◆ RECORDS TO PROCESS:

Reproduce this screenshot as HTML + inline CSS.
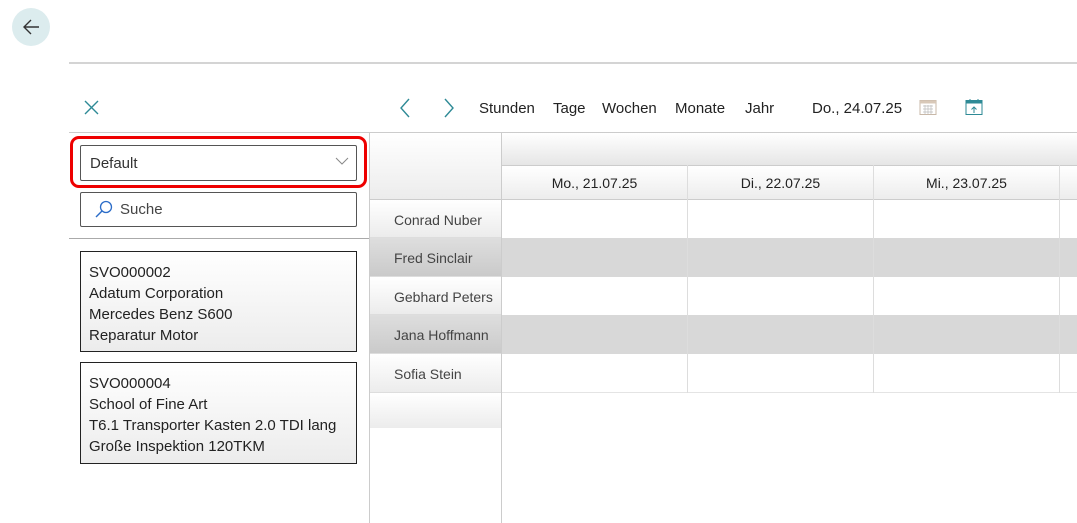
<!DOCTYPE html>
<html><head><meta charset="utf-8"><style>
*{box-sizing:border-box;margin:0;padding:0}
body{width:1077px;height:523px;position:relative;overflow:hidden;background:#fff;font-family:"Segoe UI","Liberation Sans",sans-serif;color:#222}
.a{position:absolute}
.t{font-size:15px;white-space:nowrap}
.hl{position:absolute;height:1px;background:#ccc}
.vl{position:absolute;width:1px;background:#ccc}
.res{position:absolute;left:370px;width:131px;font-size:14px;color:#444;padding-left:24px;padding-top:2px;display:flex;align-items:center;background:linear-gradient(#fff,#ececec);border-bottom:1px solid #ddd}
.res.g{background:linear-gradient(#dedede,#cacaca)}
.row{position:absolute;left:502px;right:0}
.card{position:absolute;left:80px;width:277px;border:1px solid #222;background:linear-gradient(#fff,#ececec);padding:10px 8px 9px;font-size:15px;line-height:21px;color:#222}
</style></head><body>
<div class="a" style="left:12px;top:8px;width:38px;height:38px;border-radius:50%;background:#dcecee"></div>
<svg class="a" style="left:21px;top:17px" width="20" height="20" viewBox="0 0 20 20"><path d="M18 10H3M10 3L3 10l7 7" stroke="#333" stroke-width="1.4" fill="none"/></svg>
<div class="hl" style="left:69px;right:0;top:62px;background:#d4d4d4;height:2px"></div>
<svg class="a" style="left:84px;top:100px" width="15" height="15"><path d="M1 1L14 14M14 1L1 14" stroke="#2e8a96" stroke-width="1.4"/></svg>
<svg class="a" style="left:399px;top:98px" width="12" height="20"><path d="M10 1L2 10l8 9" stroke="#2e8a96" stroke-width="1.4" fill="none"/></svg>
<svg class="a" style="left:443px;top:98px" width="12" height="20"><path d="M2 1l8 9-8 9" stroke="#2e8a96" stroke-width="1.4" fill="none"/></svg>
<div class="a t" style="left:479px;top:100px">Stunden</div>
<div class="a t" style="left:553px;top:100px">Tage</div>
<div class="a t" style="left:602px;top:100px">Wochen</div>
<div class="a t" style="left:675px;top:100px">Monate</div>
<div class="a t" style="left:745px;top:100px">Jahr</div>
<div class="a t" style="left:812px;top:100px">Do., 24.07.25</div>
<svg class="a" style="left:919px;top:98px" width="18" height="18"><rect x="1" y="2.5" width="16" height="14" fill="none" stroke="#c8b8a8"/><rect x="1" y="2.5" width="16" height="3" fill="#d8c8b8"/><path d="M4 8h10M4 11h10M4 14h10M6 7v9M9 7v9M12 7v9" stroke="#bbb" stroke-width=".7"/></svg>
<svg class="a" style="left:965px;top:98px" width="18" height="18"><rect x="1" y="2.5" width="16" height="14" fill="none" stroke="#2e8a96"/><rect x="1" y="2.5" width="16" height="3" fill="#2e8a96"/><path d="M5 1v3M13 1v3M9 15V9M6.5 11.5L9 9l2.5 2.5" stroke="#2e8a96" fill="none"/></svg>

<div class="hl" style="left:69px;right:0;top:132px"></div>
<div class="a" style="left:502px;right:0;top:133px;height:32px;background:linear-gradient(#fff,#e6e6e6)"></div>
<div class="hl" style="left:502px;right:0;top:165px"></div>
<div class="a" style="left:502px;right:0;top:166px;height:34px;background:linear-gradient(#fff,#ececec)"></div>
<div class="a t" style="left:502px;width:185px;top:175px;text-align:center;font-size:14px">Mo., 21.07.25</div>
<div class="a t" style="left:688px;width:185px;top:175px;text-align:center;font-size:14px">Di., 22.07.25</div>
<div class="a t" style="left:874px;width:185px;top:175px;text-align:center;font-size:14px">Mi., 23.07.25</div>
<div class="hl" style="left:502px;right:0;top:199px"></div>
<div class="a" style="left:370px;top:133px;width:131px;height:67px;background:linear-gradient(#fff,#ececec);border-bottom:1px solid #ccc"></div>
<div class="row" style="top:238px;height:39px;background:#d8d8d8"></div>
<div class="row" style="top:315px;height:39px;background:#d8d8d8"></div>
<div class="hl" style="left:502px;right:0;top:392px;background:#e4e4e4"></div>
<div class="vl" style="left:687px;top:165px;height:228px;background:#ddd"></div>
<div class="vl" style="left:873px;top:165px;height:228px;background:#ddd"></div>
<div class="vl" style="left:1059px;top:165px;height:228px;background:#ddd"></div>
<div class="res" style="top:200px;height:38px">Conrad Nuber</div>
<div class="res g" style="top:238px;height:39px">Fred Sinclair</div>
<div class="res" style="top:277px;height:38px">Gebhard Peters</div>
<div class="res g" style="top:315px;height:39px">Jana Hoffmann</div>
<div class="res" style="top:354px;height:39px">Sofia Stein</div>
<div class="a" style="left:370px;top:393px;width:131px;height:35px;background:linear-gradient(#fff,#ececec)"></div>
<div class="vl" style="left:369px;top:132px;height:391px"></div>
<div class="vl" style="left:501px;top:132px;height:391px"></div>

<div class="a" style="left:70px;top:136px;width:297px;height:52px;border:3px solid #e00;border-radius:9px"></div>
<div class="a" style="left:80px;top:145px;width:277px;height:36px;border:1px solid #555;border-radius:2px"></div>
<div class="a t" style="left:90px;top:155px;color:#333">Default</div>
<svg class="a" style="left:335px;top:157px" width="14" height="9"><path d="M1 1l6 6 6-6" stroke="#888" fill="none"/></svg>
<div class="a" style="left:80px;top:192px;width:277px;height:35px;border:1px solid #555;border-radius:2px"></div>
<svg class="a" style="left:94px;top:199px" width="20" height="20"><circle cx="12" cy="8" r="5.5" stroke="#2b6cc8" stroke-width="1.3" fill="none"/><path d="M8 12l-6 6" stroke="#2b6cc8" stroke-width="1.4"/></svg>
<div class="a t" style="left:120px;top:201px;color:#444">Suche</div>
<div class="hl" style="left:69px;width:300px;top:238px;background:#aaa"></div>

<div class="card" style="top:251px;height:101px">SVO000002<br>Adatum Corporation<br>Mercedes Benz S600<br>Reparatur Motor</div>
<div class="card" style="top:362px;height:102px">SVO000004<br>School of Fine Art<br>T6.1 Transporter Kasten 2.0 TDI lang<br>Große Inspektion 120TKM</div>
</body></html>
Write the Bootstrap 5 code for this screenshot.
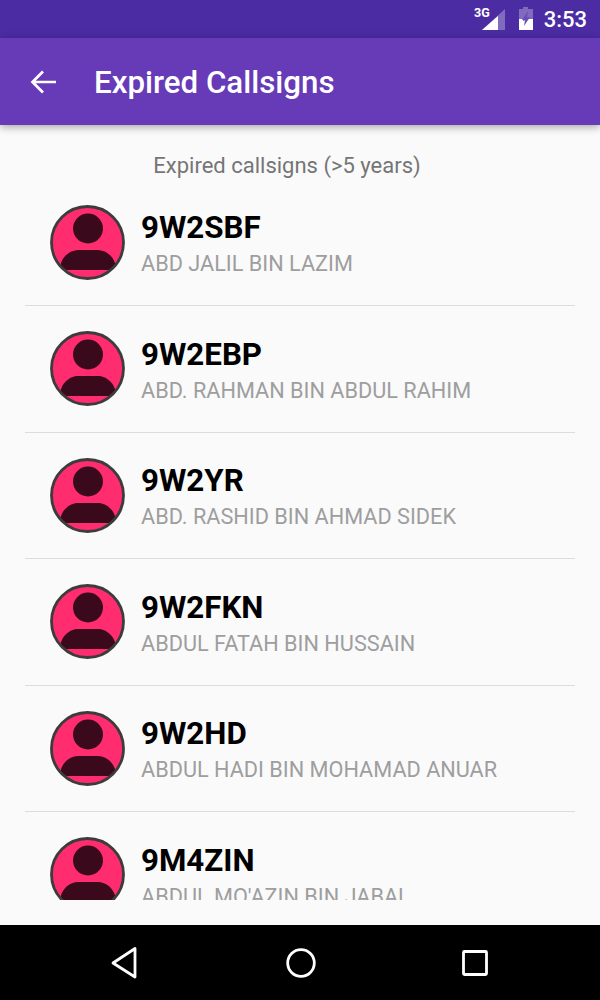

◆ TASK DESCRIPTION:
Give every line above again exactly, with no pictures.

◆ FINAL RESULT:
Reproduce this screenshot as HTML + inline CSS.
<!DOCTYPE html>
<html><head><meta charset="utf-8"><style>
*{box-sizing:border-box;margin:0;padding:0}
body{width:1077px;height:523px;position:relative;overflow:hidden;background:#fff;font-family:"Segoe UI","Liberation Sans",sans-serif;color:#222}
.a{position:absolute}
.t{font-size:15px;white-space:nowrap}
.hl{position:absolute;height:1px;background:#ccc}
.vl{position:absolute;width:1px;background:#ccc}
.res{position:absolute;left:370px;width:131px;font-size:14px;color:#444;padding-left:24px;padding-top:2px;display:flex;align-items:center;background:linear-gradient(#fff,#ececec);border-bottom:1px solid #ddd}
.res.g{background:linear-gradient(#dedede,#cacaca)}
.row{position:absolute;left:502px;right:0}
.card{position:absolute;left:80px;width:277px;border:1px solid #222;background:linear-gradient(#fff,#ececec);padding:10px 8px 9px;font-size:15px;line-height:21px;color:#222}
</style></head><body>
<div class="a" style="left:12px;top:8px;width:38px;height:38px;border-radius:50%;background:#dcecee"></div>
<svg class="a" style="left:21px;top:17px" width="20" height="20" viewBox="0 0 20 20"><path d="M18 10H3M10 3L3 10l7 7" stroke="#333" stroke-width="1.4" fill="none"/></svg>
<div class="hl" style="left:69px;right:0;top:62px;background:#d4d4d4;height:2px"></div>
<svg class="a" style="left:84px;top:100px" width="15" height="15"><path d="M1 1L14 14M14 1L1 14" stroke="#2e8a96" stroke-width="1.4"/></svg>
<svg class="a" style="left:399px;top:98px" width="12" height="20"><path d="M10 1L2 10l8 9" stroke="#2e8a96" stroke-width="1.4" fill="none"/></svg>
<svg class="a" style="left:443px;top:98px" width="12" height="20"><path d="M2 1l8 9-8 9" stroke="#2e8a96" stroke-width="1.4" fill="none"/></svg>
<div class="a t" style="left:479px;top:100px">Stunden</div>
<div class="a t" style="left:553px;top:100px">Tage</div>
<div class="a t" style="left:602px;top:100px">Wochen</div>
<div class="a t" style="left:675px;top:100px">Monate</div>
<div class="a t" style="left:745px;top:100px">Jahr</div>
<div class="a t" style="left:812px;top:100px">Do., 24.07.25</div>
<svg class="a" style="left:919px;top:98px" width="18" height="18"><rect x="1" y="2.5" width="16" height="14" fill="none" stroke="#c8b8a8"/><rect x="1" y="2.5" width="16" height="3" fill="#d8c8b8"/><path d="M4 8h10M4 11h10M4 14h10M6 7v9M9 7v9M12 7v9" stroke="#bbb" stroke-width=".7"/></svg>
<svg class="a" style="left:965px;top:98px" width="18" height="18"><rect x="1" y="2.5" width="16" height="14" fill="none" stroke="#2e8a96"/><rect x="1" y="2.5" width="16" height="3" fill="#2e8a96"/><path d="M5 1v3M13 1v3M9 15V9M6.5 11.5L9 9l2.5 2.5" stroke="#2e8a96" fill="none"/></svg>

<div class="hl" style="left:69px;right:0;top:132px"></div>
<div class="a" style="left:502px;right:0;top:133px;height:32px;background:linear-gradient(#fff,#e6e6e6)"></div>
<div class="hl" style="left:502px;right:0;top:165px"></div>
<div class="a" style="left:502px;right:0;top:166px;height:34px;background:linear-gradient(#fff,#ececec)"></div>
<div class="a t" style="left:502px;width:185px;top:175px;text-align:center;font-size:14px">Mo., 21.07.25</div>
<div class="a t" style="left:688px;width:185px;top:175px;text-align:center;font-size:14px">Di., 22.07.25</div>
<div class="a t" style="left:874px;width:185px;top:175px;text-align:center;font-size:14px">Mi., 23.07.25</div>
<div class="hl" style="left:502px;right:0;top:199px"></div>
<div class="a" style="left:370px;top:133px;width:131px;height:67px;background:linear-gradient(#fff,#ececec);border-bottom:1px solid #ccc"></div>
<div class="row" style="top:238px;height:39px;background:#d8d8d8"></div>
<div class="row" style="top:315px;height:39px;background:#d8d8d8"></div>
<div class="hl" style="left:502px;right:0;top:392px;background:#e4e4e4"></div>
<div class="vl" style="left:687px;top:165px;height:228px;background:#ddd"></div>
<div class="vl" style="left:873px;top:165px;height:228px;background:#ddd"></div>
<div class="vl" style="left:1059px;top:165px;height:228px;background:#ddd"></div>
<div class="res" style="top:200px;height:38px">Conrad Nuber</div>
<div class="res g" style="top:238px;height:39px">Fred Sinclair</div>
<div class="res" style="top:277px;height:38px">Gebhard Peters</div>
<div class="res g" style="top:315px;height:39px">Jana Hoffmann</div>
<div class="res" style="top:354px;height:39px">Sofia Stein</div>
<div class="a" style="left:370px;top:393px;width:131px;height:35px;background:linear-gradient(#fff,#ececec)"></div>
<div class="vl" style="left:369px;top:132px;height:391px"></div>
<div class="vl" style="left:501px;top:132px;height:391px"></div>

<div class="a" style="left:70px;top:136px;width:297px;height:52px;border:3px solid #e00;border-radius:9px"></div>
<div class="a" style="left:80px;top:145px;width:277px;height:36px;border:1px solid #555;border-radius:2px"></div>
<div class="a t" style="left:90px;top:155px;color:#333">Default</div>
<svg class="a" style="left:335px;top:157px" width="14" height="9"><path d="M1 1l6 6 6-6" stroke="#888" fill="none"/></svg>
<div class="a" style="left:80px;top:192px;width:277px;height:35px;border:1px solid #555;border-radius:2px"></div>
<svg class="a" style="left:94px;top:199px" width="20" height="20"><circle cx="12" cy="8" r="5.5" stroke="#2b6cc8" stroke-width="1.3" fill="none"/><path d="M8 12l-6 6" stroke="#2b6cc8" stroke-width="1.4"/></svg>
<div class="a t" style="left:120px;top:201px;color:#444">Suche</div>
<div class="hl" style="left:69px;width:300px;top:238px;background:#aaa"></div>

<div class="card" style="top:251px;height:101px">SVO000002<br>Adatum Corporation<br>Mercedes Benz S600<br>Reparatur Motor</div>
<div class="card" style="top:362px;height:102px">SVO000004<br>School of Fine Art<br>T6.1 Transporter Kasten 2.0 TDI lang<br>Große Inspektion 120TKM</div>
</body></html>
Write the Bootstrap 5 code for this screenshot.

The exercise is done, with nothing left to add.